Wisely, the film doesn’t try to tell the life story of the 16th president of the United States. It focuses on a single moment in time: the final four months of the chief executive's life as he attempts to get The House of Representatives to pass the 13th Amendment outlawing slavery.

Day-Lewis is haunting and powerful in the central role. Through him, we see our heroic President’s fabled communication skills and his gift for reconciling irreconcilable points of view. The dilemma of the film challenges strong men to move beyond partisan thinking to accomplish a greater good. 

Ironically, Lincoln is a story about our democratic system that couldn’t be timelier.

Simply put: Lincoln is a grand ol’ Spielberg film. Expect a political thriller, not an exhaustive biopic.

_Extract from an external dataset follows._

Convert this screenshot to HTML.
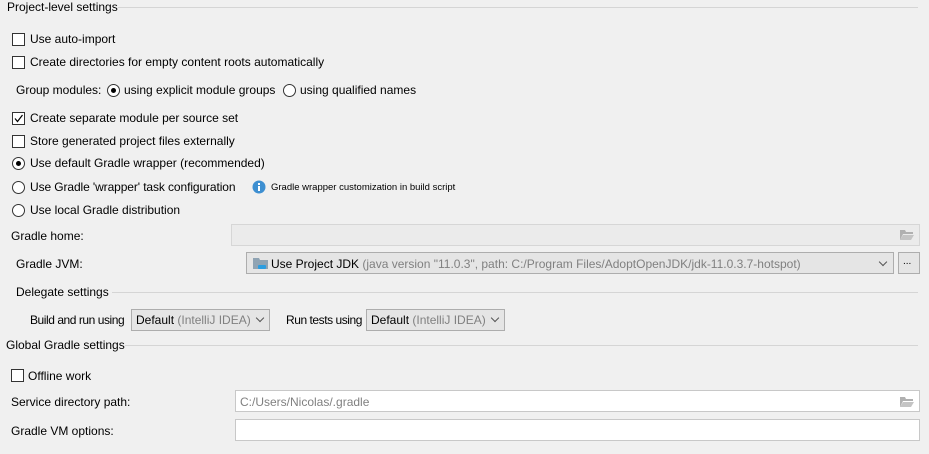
<!DOCTYPE html>
<html><head><style>
body{margin:0;width:929px;height:454px;background:#f0f0f0;font-family:"Liberation Sans",sans-serif;font-size:12px;color:#000;position:relative;overflow:hidden}
.a{position:absolute;white-space:nowrap;line-height:14px}
.cb{position:absolute;width:11px;height:11px;border:1px solid #333;background:#fff}
.rb{position:absolute;width:11px;height:11px;border:1px solid #333;border-radius:50%;background:#fff}
.rb.on::after{content:"";position:absolute;left:3px;top:3px;width:5px;height:5px;border-radius:50%;background:#000}
.ln{position:absolute;height:1px;background:#d5d5d5}
.f{position:absolute;box-sizing:border-box;border:1px solid #c8c8c8;background:#fff}
.cmb{position:absolute;box-sizing:border-box;border:1px solid #adadad;background:#e5e5e5}
.g{color:#808080}
.chev{position:absolute;width:5px;height:5px;border-right:1px solid #555;border-bottom:1px solid #555;transform:rotate(45deg)}
</style></head><body>
<div class="a" style="left:7px;top:0px">Project-level settings</div>
<div class="ln" style="left:118px;right:11px;top:7px"></div>

<div class="cb" style="left:12px;top:33px"></div><div class="a" style="left:30px;top:32px">Use auto-import</div>
<div class="cb" style="left:12px;top:56px"></div><div class="a" style="left:30px;top:55px">Create directories for empty content roots automatically</div>

<div class="a" style="left:16px;top:83px">Group modules:</div>
<div class="rb on" style="left:107px;top:84px"></div><div class="a" style="left:124px;top:83px">using explicit module groups</div>
<div class="rb" style="left:283px;top:84px"></div><div class="a" style="left:300px;top:83px">using qualified names</div>

<div class="cb" style="left:12px;top:112px"></div>
<svg style="position:absolute;left:13px;top:113px" width="11" height="11"><path d="M2 5.5 L4.5 8.5 L9.5 2" stroke="#000" fill="none" stroke-width="1.2"/></svg>
<div class="a" style="left:30px;top:111px">Create separate module per source set</div>
<div class="cb" style="left:12px;top:135px"></div><div class="a" style="left:30px;top:134px">Store generated project files externally</div>
<div class="rb on" style="left:12px;top:157px"></div><div class="a" style="left:30px;top:156px">Use default Gradle wrapper (recommended)</div>
<div class="rb" style="left:12px;top:181px"></div><div class="a" style="left:30px;top:180px;letter-spacing:-0.1px">Use Gradle 'wrapper' task configuration</div>
<svg style="position:absolute;left:252px;top:180px" width="14" height="14"><circle cx="7" cy="7" r="6.5" fill="#3d8fd1"/><rect x="6" y="6" width="2" height="5" fill="#fff"/><rect x="6" y="3" width="2" height="2" fill="#fff"/></svg>
<div class="a" style="left:271px;top:181px;font-size:9.5px">Gradle wrapper customization in build script</div>
<div class="rb" style="left:12px;top:204px"></div><div class="a" style="left:30px;top:203px">Use local Gradle distribution</div>

<div class="a" style="left:11px;top:229px">Gradle home:</div>
<div class="f" style="left:231px;top:224px;width:689px;height:22px;background:#ebebeb;border-color:#d6d6d6"></div>
<svg style="position:absolute;left:899px;top:229px" width="16" height="12"><path d="M1 1h5l1 2h7v2H4L1 11z" fill="#b0b0b0"/><path d="M4 6h11l-3 5H1z" fill="#c4c4c4"/></svg>

<div class="a" style="left:16px;top:257px">Gradle JVM:</div>
<div class="cmb" style="left:246px;top:252px;width:648px;height:22px"></div>
<svg style="position:absolute;left:253px;top:257px" width="16" height="13"><path d="M0 1h6l1 2h8v9H0z" fill="#8fa3b3"/><rect x="5" y="8" width="8" height="4" rx="1" fill="#2b9de0"/></svg>
<div class="a" style="left:271px;top:257px">Use Project JDK <span class="g">(java version "11.0.3", path: C:/Program Files/AdoptOpenJDK/jdk-11.0.3.7-hotspot)</span></div>
<div class="chev" style="left:880px;top:259px"></div>
<div class="cmb" style="left:898px;top:252px;width:22px;height:22px"></div>
<div class="a" style="left:903px;top:255px;font-size:10px">...</div>

<div class="a" style="left:16px;top:285px">Delegate settings</div>
<div class="ln" style="left:112px;right:11px;top:292px"></div>

<div class="a" style="left:30px;top:313px;letter-spacing:-0.45px">Build and run using</div>
<div class="cmb" style="left:131px;top:309px;width:139px;height:22px"></div>
<div class="a" style="left:136px;top:313px">Default <span class="g">(IntelliJ IDEA)</span></div>
<div class="chev" style="left:257px;top:315px"></div>
<div class="a" style="left:286px;top:313px;letter-spacing:-0.45px">Run tests using</div>
<div class="cmb" style="left:366px;top:309px;width:139px;height:22px"></div>
<div class="a" style="left:371px;top:313px">Default <span class="g">(IntelliJ IDEA)</span></div>
<div class="chev" style="left:492px;top:315px"></div>

<div class="a" style="left:6px;top:338px">Global Gradle settings</div>
<div class="ln" style="left:125px;right:11px;top:345px"></div>

<div class="cb" style="left:11px;top:369px"></div><div class="a" style="left:28px;top:369px">Offline work</div>

<div class="a" style="left:11px;top:395px">Service directory path:</div>
<div class="f" style="left:235px;top:390px;width:685px;height:22px"></div>
<div class="a g" style="left:240px;top:395px">C:/Users/Nicolas/.gradle</div>
<svg style="position:absolute;left:899px;top:396px" width="16" height="12"><path d="M1 1h5l1 2h7v2H4L1 11z" fill="#b0b0b0"/><path d="M4 6h11l-3 5H1z" fill="#c4c4c4"/></svg>

<div class="a" style="left:11px;top:424px">Gradle VM options:</div>
<div class="f" style="left:235px;top:419px;width:685px;height:22px"></div>
</body></html>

Award potential: It will certainly garner more nominations than any other film this year. And it’s very likely to have the most ever. 15? Maybe. Titanic and All About Eve had 14 nods, but unlike Titanic, this film will score with multiple acting noms in addition to nods for Best Picture and technical categories.

It’s too early to tell if we’ll have a single winner in Daniel Day-Lewis or a sweep. If Spielberg is snubbed, expect Daniel Day-Lewis to be the sole winner. Next best bet? Sally Field, who’s really, really likable for redefining the “crazy” Mary Todd Lincoln with a layered performance for the ages.